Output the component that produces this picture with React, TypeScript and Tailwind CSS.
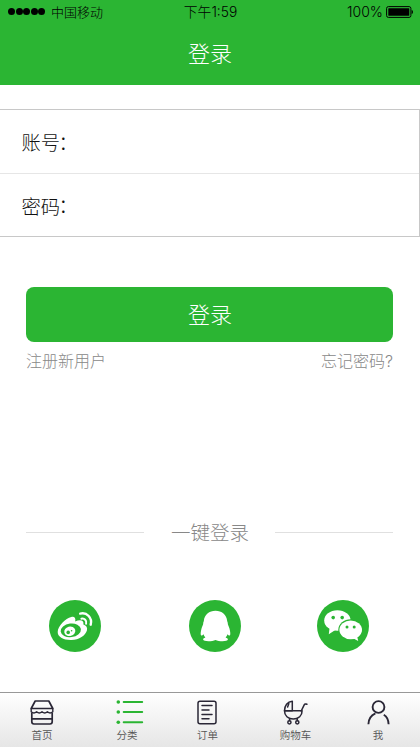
import React from "react";

const HomeIcon = () => (
  <svg width="24" height="25" viewBox="0 0 24 25" fill="none" stroke="#2a2736" strokeWidth="1.7" strokeLinejoin="round">
    <path d="M5.2 1h13.6l4 7.5H1.2z" />
    <path d="M1.2 8.5v3.2q2.7 2.4 5.4 0 2.7 2.4 5.4 0 2.7 2.4 5.4 0 2.7 2.4 5.4 0V8.5" strokeWidth="1.4" />
    <path d="M1.8 12.5v9.3q0 2.2 2.2 2.2h16q2.2 0 2.2-2.2v-9.3M2 18.8h20" />
  </svg>
);

const ListIcon = () => (
  <svg width="28" height="25" viewBox="0 0 28 25" fill="none" stroke="#2bb533" strokeWidth="2" strokeLinecap="round">
    <path d="M7.7 2h18.5M7.7 12h18.5M7.7 22.3h18.5" />
    <g fill="#2bb533" stroke="none">
      <circle cx="2.3" cy="2" r="1.8" />
      <circle cx="2.3" cy="12" r="1.8" />
      <circle cx="2.3" cy="22.3" r="1.8" />
    </g>
  </svg>
);

const OrderIcon = () => (
  <svg width="20" height="25" viewBox="0 0 20 25" fill="none" stroke="#2a2736" strokeWidth="1.5" strokeLinecap="round">
    <rect x="1" y="1.2" width="18" height="22.5" rx="2" />
    <path d="M5 5.6h10M5 10h7M5 14.4h10M5 18.8h7" />
  </svg>
);

const CartIcon = () => (
  <svg width="25" height="25" viewBox="0 0 25 25" fill="none" stroke="#2a2736" strokeWidth="1.5" strokeLinecap="round" strokeLinejoin="round">
    <path d="M9.3 1.2v9.6H1.5C1.5 5.8 4.4 1.7 9.3 1.2zM5.9 3.6L4.6 7" />
    <path d="M1.5 10.8h17.6c.1 4.8-3.6 8.2-8.8 8.2s-8.9-3.4-8.8-8.2z" />
    <path d="M18.2 11l3-6.2q.6-1.2 1.8-.8l.9.3M6.8 18.5l-.4 2M14 18.5l.4 2" />
    <circle cx="6.4" cy="22.3" r="1.6" />
    <circle cx="14.3" cy="22.3" r="1.6" />
  </svg>
);

const UserIcon = () => (
  <svg width="23" height="25" viewBox="0 0 23 25" fill="none" stroke="#2a2736" strokeWidth="1.9">
    <circle cx="11.5" cy="7" r="5.9" />
    <path d="M1.4 24.3c.1-4.9 2.6-8.9 7-10.9M16.8 14.8c3 1.8 4.7 5.2 4.8 9.5" />
  </svg>
);

const WeiboLogo = () => (
  <svg width="52" height="52" viewBox="0 0 52 52">
    <circle cx="26" cy="26" r="26" fill="#2bb533" />
    <path d="M22.3 17c3-.8 4.7 1 3.9 4.4 4.7-1.9 9-1.5 8.2 3 3 1 4.3 3.2 3.5 6-1.4 5-7.7 9.3-15.5 9.5-8 .2-13.9-3.2-13.7-8 .2-6 7.8-13.5 13.6-14.9z" fill="#fff" />
    <ellipse cx="21.8" cy="30.3" rx="10.2" ry="6.8" transform="rotate(-7 21.8 30.3)" fill="#2bb533" />
    <ellipse cx="20.8" cy="31.2" rx="5.6" ry="4.7" transform="rotate(-15 20.8 31.2)" fill="#fff" />
    <circle cx="19.2" cy="32.4" r="1.8" fill="#2bb533" />
    <circle cx="22.6" cy="30.8" r=".8" fill="#2bb533" />
    <path d="M31.2 13.6c6.7-1.8 12.4 4.6 10.5 11.1" fill="none" stroke="#fff" strokeWidth="2.4" strokeLinecap="round" />
    <path d="M32.4 18.7c3-.8 5.6 1.9 4.7 5" fill="none" stroke="#fff" strokeWidth="2" strokeLinecap="round" />
  </svg>
);

const QQLogo = () => (
  <svg width="52" height="52" viewBox="0 0 52 52">
    <circle cx="26" cy="26" r="26" fill="#2bb533" />
    <path d="M26.5 10.7c-6.3 0-11.2 4.1-11.6 9.9-.1 1.1-.7 1.8-.7 2.8 0 1.1-.9 2.4-1.6 4.8-.8 3-1.3 5.9-.6 7.1.6.8 1.6-.1 2.5-1 .3 1.3 1 2.4 1.9 3.3-1.4.5-2.4 1.1-2.3 2 .2 2.2 8.9 2.2 12.4.4 3.5 1.8 12.2 1.8 12.4-.4.1-.9-.9-1.5-2.3-2 .9-.9 1.6-2 1.9-3.3.9.9 1.9 1.8 2.5 1 .7-1.2.2-4.1-.6-7.1-.7-2.4-1.6-3.7-1.6-4.8 0-1-.6-1.7-.7-2.8-.4-5.8-5.3-9.9-11.6-9.9z" fill="#fff" />
  </svg>
);

const WechatLogo = () => (
  <svg width="52" height="52" viewBox="0 0 52 52">
    <circle cx="26" cy="26" r="26" fill="#2bb533" />
    <ellipse cx="20.4" cy="20.5" rx="13.2" ry="10.2" fill="#fff" />
    <path d="M12.6 27.5l-.8 6.8 6.5-4.2z" fill="#fff" />
    <ellipse cx="33.7" cy="29.8" rx="12.4" ry="10.6" fill="#2bb533" />
    <ellipse cx="33.7" cy="29.8" rx="11.3" ry="9.4" fill="#fff" />
    <path d="M36 38.2l5.2 2.7-1.1-5z" fill="#fff" />
    <g fill="#2bb533">
      <circle cx="16.2" cy="17.6" r="1.8" />
      <circle cx="25.2" cy="17.6" r="1.8" />
      <circle cx="30" cy="27" r="1.5" />
      <circle cx="37.2" cy="27" r="1.5" />
    </g>
  </svg>
);

const tabs = [
  { label: "首页", icon: <HomeIcon /> },
  { label: "分类", icon: <ListIcon />, shift: "ml-[5px]" },
  { label: "订单", icon: <OrderIcon />, shift: "-ml-px" },
  { label: "购物车", icon: <CartIcon />, shift: "-ml-px" },
  { label: "我", icon: <UserIcon /> },
];

const Field = ({ label }: { label: string }) => (
  <label className="flex h-[62.5px] items-center pl-[21.5px] pt-[2px] text-[19.3px] leading-7 text-[#111]">
    {label}
    <span className="-ml-[1.5px] -mt-px">：</span>
  </label>
);

export function App() {
  return (
    <div className="flex h-[747px] w-[420px] flex-col overflow-hidden bg-white font-['Noto_Sans_CJK_SC',sans-serif] font-light">
      <header className="h-[85px] shrink-0 bg-[#2bb533]">
        <div className="grid h-[23px] grid-cols-3 items-center pl-2 pr-[7px] text-[13px] leading-none text-black">
          <div className="flex items-center gap-[6px]">
            <div className="flex gap-[0.5px]">
              {[0, 1, 2, 3, 4].map((i) => (
                <span key={i} className="size-[7px] rounded-full bg-black" />
              ))}
            </div>
            <span className="-mt-px">中国移动</span>
          </div>
          <div className="pt-[2px] text-center font-['Inter','Noto_Sans_CJK_SC',sans-serif] text-[13.8px]">下午1:59</div>
          <div className="flex items-center justify-end gap-[3px] font-['Inter',sans-serif] text-[14px]">
            <span>100%</span>
            <svg width="27" height="12" viewBox="0 0 27 12">
              <rect x=".6" y=".6" width="24.3" height="10.8" rx="1.8" fill="none" stroke="#000" />
              <rect x="2.3" y="2.2" width="21" height="7.6" rx=".5" />
              <path d="M25.6 4q1.4 0 1.4 2t-1.4 2z" />
            </svg>
          </div>
        </div>
        <h1 className="flex h-[58px] items-center justify-center text-[22px] text-white">登录</h1>
      </header>

      <main className="flex flex-1 flex-col">
        <form className="mt-[24px] border-y border-r border-[#c8c8c8]">
          <Field label="账号" />
          <div className="h-px bg-[#e6e6e6]" />
          <Field label="密码" />
        </form>

        <div className="mt-[50px] pl-[26px] pr-[27px]">
          <button className="flex h-[55px] w-full items-center justify-center rounded-lg bg-[#2bb533] pb-[2px] pl-px text-[22px] text-white">登录</button>
          <div className="mt-[6px] flex justify-between text-[16px] leading-6 text-[#888]">
            <a>注册新用户</a>
            <a>忘记密码<span className="font-['Inter',sans-serif]">?</span></a>
          </div>
        </div>

        <div className="mt-[145px] flex items-center justify-between pl-[26px] pr-[27px]">
          <span className="h-px w-[118px] bg-[#e0e0e0]" />
          <span className="pl-px text-[19.5px] leading-7 text-[#888]">一键登录</span>
          <span className="h-px w-[118px] bg-[#e0e0e0]" />
        </div>

        <div className="mt-[54px] flex pl-[49px]">
          <WeiboLogo />
          <div className="ml-[88px] mr-[76px]">
            <QQLogo />
          </div>
          <WechatLogo />
        </div>
      </main>

      <nav className="grid h-[55px] shrink-0 grid-cols-[84px_86px_75px_101px_64px] border-t border-[#999] bg-linear-to-b from-white to-[#e6e6e6]">
        {tabs.map((tab) => (
          <a key={tab.label} className="flex flex-col items-center pt-[7px] text-[10.5px] leading-4 font-[350] text-[#555]">
            <span className={tab.shift}>{tab.icon}</span>
            <span className="mt-[2px]">{tab.label}</span>
          </a>
        ))}
      </nav>
    </div>
  );
}

export default App;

# # #

> What is being asked:
Pictures stay out. Repeat only the lines from the beginning of the data through the line that has "import React from".

> Complete response:
Output the component that produces this picture with React, TypeScript and Tailwind CSS.
import React from "react";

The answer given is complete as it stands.